Richard Linklater: As a filmmaker, you can’t take yourself that seriously as a writer. If there’s a very specific dialogue, and you don’t change it, and it’s all in the cadence, like David Mamet
or Aaron Sorkin—that’s more of a theater thing. It usually doesn’t work in film at all. I was always going for a much more lived-in thing.
Adam Goldberg: The actors were part of the rewrite of the script. Now, I’m not saying that should be a part of every movie, but for a movie like Dazed, it should’ve been. I didn’t have any frame of reference for a movie like that. Slacker had a very rigid, dogmatic structure, so while it was not “about” anything, the experiment was dogmatic and clear. With Dazed, I was like, I don’t know what the fuck this is about! But I know that it’s high school and it’s gonna have a texture and a tone. And that was worked out in a rehearsal.

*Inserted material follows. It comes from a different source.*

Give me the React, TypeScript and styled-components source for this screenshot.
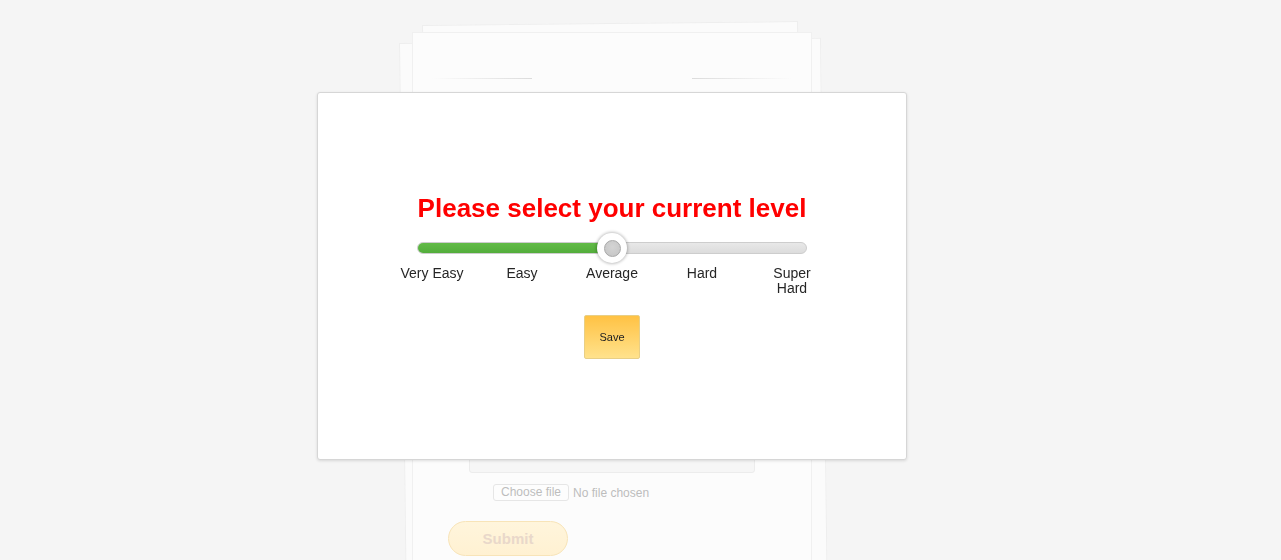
import React from "react";
import styled, { createGlobalStyle } from "styled-components";

const Global = createGlobalStyle`
  html, body { margin: 0; padding: 0; }
  body {
    background: #f5f5f5;
    font-family: "Liberation Sans", Arial, sans-serif;
    overflow: hidden;
  }
`;

const Page = styled.div`
  width: 1224px;
  height: 560px;
  overflow: hidden;
  display: flex;
  justify-content: center;
  padding-top: 32px;
  box-sizing: border-box;
`;

const Stack = styled.div`
  position: relative;
  width: 400px;
  height: 600px;
  flex-shrink: 0;
  &::before, &::after {
    content: "";
    position: absolute;
    background: #fbfbfb;
    border: 1px solid #eeeeee;
    box-sizing: border-box;
  }
  &::before {
    left: -13px;
    top: 11px;
    width: 422px;
    height: 620px;
    transform: rotate(-0.7deg);
    transform-origin: top left;
    z-index: 0;
  }
  &::after {
    left: 10px;
    top: -7px;
    width: 376px;
    height: 300px;
    transform: rotate(-0.6deg);
    transform-origin: top left;
    z-index: 1;
  }
`;

const Paper = styled.div`
  position: relative;
  z-index: 2;
  height: 100%;
  background: #fcfcfc;
  border: 1px solid #f0f0f0;
  box-sizing: border-box;
  display: flex;
  flex-direction: column;
  align-items: center;
`;

const HeadRow = styled.div`
  margin-top: 45px;
  width: 360px;
  display: flex;
  justify-content: space-between;
`;

const Rule = styled.div<{ $side: "left" | "right" }>`
  width: 100px;
  height: 1px;
  background: linear-gradient(
    ${(p) => (p.$side === "left" ? "to right" : "to left")},
    rgba(220, 220, 220, 0),
    #dcdcdc
  );
`;

const Textarea = styled.div`
  margin-top: 300px;
  width: 286px;
  height: 94px;
  box-sizing: border-box;
  background: #f6f6f6;
  border: 1px solid #ececec;
  border-radius: 3px;
`;

const FileRow = styled.div`
  margin-top: 11px;
  align-self: flex-start;
  margin-left: 80px;
  display: flex;
  align-items: center;
  gap: 4px;
  font-size: 12px;
  color: #bdbdbd;
`;

const FileButton = styled.div`
  height: 17px;
  box-sizing: border-box;
  border: 1px solid #e6e6e6;
  border-radius: 3px;
  background: #fdfdfd;
  padding: 0 7px;
  line-height: 15px;
`;

const Submit = styled.div`
  margin-top: 20px;
  align-self: flex-start;
  margin-left: 35px;
  width: 120px;
  height: 35px;
  box-sizing: border-box;
  border-radius: 18px;
  border: 1px solid #f8e4b8;
  background: linear-gradient(#fff5dc, #fff1d2);
  color: #e9d8ca;
  font-weight: bold;
  font-size: 15px;
  display: flex;
  align-items: center;
  justify-content: center;
`;

const Modal = styled.div`
  position: fixed;
  left: 317px;
  top: 92px;
  width: 590px;
  height: 368px;
  box-sizing: border-box;
  background: #ffffff;
  border: 1px solid #d6d6d6;
  border-radius: 3px;
  box-shadow: 0 1px 3px rgba(0, 0, 0, 0.12);
  z-index: 10;
  display: flex;
  flex-direction: column;
  align-items: center;
  padding-top: 100px;
`;

const Title = styled.h2`
  margin: 0;
  font-size: 26px;
  line-height: 30px;
  font-weight: bold;
  color: #ff0000;
`;

const Slider = styled.div`
  position: relative;
  margin-top: 10px;
  width: 390px;
  height: 30px;
  display: flex;
  align-items: center;
`;

const Track = styled.div`
  position: relative;
  width: 100%;
  height: 12px;
  box-sizing: border-box;
  border-radius: 6px;
  background: linear-gradient(#e8e8e8, #dcdcdc);
  border: 1px solid #cdcdcd;
  overflow: hidden;
`;

const Fill = styled.div`
  height: 100%;
  background: linear-gradient(#62bb47, #53ad3b);
`;

const Thumb = styled.div`
  position: absolute;
  top: 0;
  width: 30px;
  height: 30px;
  margin-left: -15px;
  box-sizing: border-box;
  border-radius: 50%;
  background: #ffffff;
  box-shadow: 0 0 3px 1px rgba(0, 0, 0, 0.24);
  display: flex;
  align-items: center;
  justify-content: center;
`;

const ThumbCore = styled.div`
  width: 17px;
  height: 17px;
  box-sizing: border-box;
  border-radius: 50%;
  background: radial-gradient(circle at 50% 40%, #d4d4d4, #c4c4c4);
  border: 1px solid #a8a8a8;
`;

const Labels = styled.div`
  margin-top: 3px;
  display: grid;
  grid-template-columns: repeat(5, 90px);
`;

const Label = styled.div<{ $narrow?: boolean }>`
  justify-self: center;
  text-align: center;
  font-size: 14px;
  line-height: 15px;
  color: #262626;
  max-width: ${(p) => (p.$narrow ? "66px" : "90px")};
`;

const SaveButton = styled.button`
  margin-top: 19px;
  width: 56px;
  height: 44px;
  box-sizing: border-box;
  border: 1px solid #e8cf86;
  border-radius: 2px;
  background: linear-gradient(#ffc244, #ffe28c);
  font-family: "Liberation Sans", Arial, sans-serif;
  font-size: 11px;
  color: #222222;
  padding: 0;
  cursor: pointer;
`;

const levels = ["Very Easy", "Easy", "Average", "Hard", "Super Hard"];
const value = 2;

export default function App() {
  const pct = (value / (levels.length - 1)) * 100;
  return (
    <>
      <Global />
      <Page>
        <Stack>
          <Paper>
            <HeadRow>
              <Rule $side="left" />
              <Rule $side="right" />
            </HeadRow>
            <Textarea />
            <FileRow>
              <FileButton>Choose file</FileButton>
              <span>No file chosen</span>
            </FileRow>
            <Submit>Submit</Submit>
          </Paper>
        </Stack>
      </Page>
      <Modal>
        <Title>Please select your current level</Title>
        <Slider>
          <Track>
            <Fill style={{ width: `${pct}%` }} />
          </Track>
          <Thumb style={{ left: `${pct}%` }}>
            <ThumbCore />
          </Thumb>
        </Slider>
        <Labels>
          {levels.map((l, i) => (
            <Label key={l} $narrow={i === levels.length - 1}>
              {l}
            </Label>
          ))}
        </Labels>
        <SaveButton>Save</SaveButton>
      </Modal>
    </>
  );
}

Nicky Katt: I’ve heard Rick quoted as saying, “The rehearsals aren’t necessarily for you. They’re for the filmmaker. Because I don’t know what I’m doing! I’m exploring this thing.”
Russell Schwartz: Oh, Richard always knew exactly what he wanted. He never made you do it. He always somehow got you to do it.
Richard Linklater: I want to empower you to collaborate with me. I do know what I want, but if I say that, we’d have a confrontation. Directors are arch-manipulators, there’s just different ways to do it.
Bill Wise: Rick gives you free rein up to a point, but it’s always Rick’s vision. If it isn’t happening, it’s, “Try it again, but differently.” You never hear the word “no” on a Richard Linklater set.
Ben Affleck: There are filmmakers who really believe that suffering is tied to good art, and maybe they have a point. But what I saw in Rick was, that wasn’t the only way to do it. It could be collaborative. It could be respectful. It could be joyful.
Jason London: I look at my experience doing that movie much more fondly than I look back on my experience in high school. We were the poor kids in a school of snobby rich kids. My experience in high school wasn’t fun.